#### Supplied material:
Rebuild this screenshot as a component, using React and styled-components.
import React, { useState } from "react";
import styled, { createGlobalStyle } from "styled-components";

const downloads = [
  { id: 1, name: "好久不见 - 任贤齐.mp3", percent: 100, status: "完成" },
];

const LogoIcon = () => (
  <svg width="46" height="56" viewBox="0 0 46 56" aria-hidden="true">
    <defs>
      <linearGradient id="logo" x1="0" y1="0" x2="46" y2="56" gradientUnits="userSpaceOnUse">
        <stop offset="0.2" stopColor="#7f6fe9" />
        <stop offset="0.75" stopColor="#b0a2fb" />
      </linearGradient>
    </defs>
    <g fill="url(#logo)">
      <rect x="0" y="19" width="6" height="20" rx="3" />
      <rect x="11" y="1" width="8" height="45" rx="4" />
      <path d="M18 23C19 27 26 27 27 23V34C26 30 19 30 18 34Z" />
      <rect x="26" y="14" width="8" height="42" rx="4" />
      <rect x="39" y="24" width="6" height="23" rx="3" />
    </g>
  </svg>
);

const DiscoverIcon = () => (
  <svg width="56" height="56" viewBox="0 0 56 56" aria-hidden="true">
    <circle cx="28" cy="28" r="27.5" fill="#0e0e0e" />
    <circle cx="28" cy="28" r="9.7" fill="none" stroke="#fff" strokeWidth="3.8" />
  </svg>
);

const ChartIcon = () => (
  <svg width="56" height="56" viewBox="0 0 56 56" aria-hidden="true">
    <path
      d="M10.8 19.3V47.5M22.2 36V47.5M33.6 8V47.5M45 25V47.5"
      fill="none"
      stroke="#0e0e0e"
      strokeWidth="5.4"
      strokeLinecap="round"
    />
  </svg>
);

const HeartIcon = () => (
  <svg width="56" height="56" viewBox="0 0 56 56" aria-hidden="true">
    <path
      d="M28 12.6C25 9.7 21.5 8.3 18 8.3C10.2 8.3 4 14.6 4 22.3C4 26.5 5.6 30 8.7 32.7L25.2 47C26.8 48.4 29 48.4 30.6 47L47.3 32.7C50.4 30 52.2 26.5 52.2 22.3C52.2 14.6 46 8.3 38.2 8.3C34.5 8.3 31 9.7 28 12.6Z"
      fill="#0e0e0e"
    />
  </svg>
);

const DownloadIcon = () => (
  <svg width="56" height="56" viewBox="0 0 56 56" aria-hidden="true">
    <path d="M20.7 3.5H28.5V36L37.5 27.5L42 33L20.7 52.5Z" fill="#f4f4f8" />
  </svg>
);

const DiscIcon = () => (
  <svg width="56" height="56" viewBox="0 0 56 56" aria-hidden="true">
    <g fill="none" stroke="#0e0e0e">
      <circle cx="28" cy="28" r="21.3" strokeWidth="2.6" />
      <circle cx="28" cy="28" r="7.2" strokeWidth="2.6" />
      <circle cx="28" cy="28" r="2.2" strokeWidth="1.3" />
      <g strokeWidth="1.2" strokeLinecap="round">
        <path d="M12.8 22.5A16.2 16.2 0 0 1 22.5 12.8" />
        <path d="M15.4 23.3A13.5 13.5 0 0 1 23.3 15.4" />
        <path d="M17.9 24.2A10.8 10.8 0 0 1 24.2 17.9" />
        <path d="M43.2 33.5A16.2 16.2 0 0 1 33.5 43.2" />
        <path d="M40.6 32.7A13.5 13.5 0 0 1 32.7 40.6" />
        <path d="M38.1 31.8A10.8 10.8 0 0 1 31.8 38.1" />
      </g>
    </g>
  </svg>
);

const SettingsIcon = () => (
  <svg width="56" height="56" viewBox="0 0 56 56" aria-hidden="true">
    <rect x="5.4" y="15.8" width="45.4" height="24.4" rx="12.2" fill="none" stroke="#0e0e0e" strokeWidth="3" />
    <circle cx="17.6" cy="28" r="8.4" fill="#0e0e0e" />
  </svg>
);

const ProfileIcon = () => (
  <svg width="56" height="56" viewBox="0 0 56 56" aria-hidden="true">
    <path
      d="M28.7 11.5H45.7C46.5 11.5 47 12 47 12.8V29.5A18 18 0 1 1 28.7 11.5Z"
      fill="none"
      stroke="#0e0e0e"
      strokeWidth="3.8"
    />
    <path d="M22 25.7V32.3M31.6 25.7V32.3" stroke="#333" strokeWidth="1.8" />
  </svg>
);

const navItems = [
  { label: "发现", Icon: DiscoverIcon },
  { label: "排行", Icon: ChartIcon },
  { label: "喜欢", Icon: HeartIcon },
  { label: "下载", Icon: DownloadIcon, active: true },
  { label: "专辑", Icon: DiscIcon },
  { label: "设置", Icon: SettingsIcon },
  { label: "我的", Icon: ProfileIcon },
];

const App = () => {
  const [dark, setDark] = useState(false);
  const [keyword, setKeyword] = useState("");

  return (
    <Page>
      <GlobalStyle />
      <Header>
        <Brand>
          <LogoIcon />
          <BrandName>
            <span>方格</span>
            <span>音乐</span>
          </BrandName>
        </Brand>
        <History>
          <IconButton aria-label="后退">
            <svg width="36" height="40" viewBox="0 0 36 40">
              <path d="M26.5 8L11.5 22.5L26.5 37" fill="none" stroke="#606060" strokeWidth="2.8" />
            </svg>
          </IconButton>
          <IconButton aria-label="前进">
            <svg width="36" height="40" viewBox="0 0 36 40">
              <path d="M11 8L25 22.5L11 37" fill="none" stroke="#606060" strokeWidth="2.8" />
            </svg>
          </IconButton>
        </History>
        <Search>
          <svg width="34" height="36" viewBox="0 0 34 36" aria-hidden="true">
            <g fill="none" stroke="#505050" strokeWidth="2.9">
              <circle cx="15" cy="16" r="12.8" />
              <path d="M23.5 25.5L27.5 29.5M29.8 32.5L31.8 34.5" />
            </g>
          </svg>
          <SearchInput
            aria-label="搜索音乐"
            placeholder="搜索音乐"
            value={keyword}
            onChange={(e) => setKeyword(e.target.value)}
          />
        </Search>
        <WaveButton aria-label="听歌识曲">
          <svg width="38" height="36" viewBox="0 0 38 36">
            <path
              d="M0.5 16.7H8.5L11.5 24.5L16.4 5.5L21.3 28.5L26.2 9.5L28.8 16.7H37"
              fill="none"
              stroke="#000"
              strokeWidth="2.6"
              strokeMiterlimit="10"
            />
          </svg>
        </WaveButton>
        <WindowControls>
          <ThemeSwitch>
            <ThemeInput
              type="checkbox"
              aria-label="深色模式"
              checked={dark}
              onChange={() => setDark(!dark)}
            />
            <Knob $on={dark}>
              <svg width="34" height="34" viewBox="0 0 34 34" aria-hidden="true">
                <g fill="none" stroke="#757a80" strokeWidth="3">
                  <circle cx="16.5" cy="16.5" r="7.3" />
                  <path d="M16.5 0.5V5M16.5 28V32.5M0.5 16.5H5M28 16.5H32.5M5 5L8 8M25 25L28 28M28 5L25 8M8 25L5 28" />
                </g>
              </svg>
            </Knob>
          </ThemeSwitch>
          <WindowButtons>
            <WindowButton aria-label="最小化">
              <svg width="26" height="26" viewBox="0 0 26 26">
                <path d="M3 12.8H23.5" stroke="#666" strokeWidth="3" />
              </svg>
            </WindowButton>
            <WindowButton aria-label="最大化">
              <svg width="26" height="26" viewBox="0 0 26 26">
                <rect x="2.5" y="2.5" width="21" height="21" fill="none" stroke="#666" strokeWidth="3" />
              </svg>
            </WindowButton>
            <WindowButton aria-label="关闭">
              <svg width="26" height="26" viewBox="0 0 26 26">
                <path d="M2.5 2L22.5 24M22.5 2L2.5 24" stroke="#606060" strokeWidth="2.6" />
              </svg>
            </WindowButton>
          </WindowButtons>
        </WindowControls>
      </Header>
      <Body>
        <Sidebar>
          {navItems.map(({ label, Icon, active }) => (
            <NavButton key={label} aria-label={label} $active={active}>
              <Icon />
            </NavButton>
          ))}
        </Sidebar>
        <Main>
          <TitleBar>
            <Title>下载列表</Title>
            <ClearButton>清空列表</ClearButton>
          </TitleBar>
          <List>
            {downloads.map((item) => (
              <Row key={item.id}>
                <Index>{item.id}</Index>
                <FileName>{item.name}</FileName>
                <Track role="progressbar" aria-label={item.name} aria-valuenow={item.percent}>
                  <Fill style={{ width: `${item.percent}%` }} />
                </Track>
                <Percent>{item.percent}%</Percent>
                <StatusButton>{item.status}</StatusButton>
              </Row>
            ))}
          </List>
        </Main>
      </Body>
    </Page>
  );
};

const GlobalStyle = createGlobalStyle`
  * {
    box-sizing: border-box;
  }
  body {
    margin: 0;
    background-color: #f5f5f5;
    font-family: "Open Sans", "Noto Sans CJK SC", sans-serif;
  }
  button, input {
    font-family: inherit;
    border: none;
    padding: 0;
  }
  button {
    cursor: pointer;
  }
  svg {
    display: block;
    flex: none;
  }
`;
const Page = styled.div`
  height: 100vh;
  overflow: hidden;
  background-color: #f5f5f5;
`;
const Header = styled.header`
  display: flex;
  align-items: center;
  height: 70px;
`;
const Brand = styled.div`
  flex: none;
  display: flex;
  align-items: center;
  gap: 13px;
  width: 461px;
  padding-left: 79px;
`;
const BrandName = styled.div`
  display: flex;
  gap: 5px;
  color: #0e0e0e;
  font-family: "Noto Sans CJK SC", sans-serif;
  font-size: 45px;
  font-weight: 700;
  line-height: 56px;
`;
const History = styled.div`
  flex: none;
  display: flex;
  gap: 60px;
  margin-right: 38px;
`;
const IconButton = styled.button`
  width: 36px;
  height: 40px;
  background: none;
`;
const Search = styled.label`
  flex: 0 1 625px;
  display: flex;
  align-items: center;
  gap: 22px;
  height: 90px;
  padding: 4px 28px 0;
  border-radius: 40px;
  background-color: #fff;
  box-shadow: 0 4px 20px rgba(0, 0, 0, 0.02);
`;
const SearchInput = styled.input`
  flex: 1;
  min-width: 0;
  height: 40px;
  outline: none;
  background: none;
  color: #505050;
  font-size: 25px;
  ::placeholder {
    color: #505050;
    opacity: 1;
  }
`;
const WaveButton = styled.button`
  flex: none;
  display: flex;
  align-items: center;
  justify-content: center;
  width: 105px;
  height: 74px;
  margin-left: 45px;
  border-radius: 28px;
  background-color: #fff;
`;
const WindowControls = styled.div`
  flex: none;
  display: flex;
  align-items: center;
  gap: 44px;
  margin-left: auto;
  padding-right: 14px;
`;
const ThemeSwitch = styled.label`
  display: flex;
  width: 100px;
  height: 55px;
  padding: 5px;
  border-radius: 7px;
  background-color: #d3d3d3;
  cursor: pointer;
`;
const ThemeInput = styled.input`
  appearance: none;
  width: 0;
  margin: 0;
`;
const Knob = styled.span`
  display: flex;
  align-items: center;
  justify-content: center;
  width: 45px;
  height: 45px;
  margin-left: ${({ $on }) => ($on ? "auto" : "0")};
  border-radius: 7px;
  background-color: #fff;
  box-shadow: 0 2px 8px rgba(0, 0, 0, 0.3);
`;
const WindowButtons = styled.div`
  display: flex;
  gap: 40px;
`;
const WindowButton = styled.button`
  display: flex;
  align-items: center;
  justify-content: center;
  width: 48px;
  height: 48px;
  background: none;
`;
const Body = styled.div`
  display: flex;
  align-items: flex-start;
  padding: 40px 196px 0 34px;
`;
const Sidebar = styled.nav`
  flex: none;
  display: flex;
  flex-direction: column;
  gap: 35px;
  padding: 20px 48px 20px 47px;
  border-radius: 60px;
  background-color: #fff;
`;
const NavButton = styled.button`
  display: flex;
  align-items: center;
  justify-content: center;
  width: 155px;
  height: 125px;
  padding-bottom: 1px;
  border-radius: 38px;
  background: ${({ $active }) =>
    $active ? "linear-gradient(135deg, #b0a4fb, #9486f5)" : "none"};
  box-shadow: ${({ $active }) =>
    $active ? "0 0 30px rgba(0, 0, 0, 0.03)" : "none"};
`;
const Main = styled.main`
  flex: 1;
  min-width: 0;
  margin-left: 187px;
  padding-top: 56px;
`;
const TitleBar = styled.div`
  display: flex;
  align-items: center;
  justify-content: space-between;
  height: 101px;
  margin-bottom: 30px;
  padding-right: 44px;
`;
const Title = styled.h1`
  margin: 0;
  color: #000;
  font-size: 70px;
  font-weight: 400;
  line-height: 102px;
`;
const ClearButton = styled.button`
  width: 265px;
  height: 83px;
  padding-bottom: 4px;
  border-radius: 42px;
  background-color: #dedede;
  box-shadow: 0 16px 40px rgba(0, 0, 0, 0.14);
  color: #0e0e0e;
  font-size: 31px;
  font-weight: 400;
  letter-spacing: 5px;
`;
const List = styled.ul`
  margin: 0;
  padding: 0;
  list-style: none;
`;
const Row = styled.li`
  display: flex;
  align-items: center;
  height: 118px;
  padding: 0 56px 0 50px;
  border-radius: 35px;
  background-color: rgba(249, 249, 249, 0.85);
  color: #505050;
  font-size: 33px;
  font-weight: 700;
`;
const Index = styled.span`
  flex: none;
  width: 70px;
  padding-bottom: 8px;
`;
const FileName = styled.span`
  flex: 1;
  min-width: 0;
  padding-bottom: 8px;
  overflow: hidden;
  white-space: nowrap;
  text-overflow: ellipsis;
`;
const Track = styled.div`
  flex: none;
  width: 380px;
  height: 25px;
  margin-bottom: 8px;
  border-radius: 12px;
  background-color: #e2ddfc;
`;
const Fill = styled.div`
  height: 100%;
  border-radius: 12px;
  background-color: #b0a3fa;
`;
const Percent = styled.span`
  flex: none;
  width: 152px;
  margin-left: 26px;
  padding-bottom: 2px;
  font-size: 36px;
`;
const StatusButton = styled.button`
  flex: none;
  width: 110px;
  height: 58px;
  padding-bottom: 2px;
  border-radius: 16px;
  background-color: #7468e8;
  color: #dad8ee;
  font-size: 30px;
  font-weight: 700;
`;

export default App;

#### Your task:
From the data, collect all lines where the string "React" appears.

#### The completed task:
Rebuild this screenshot as a component, using React and styled-components.
import React, { useState } from "react";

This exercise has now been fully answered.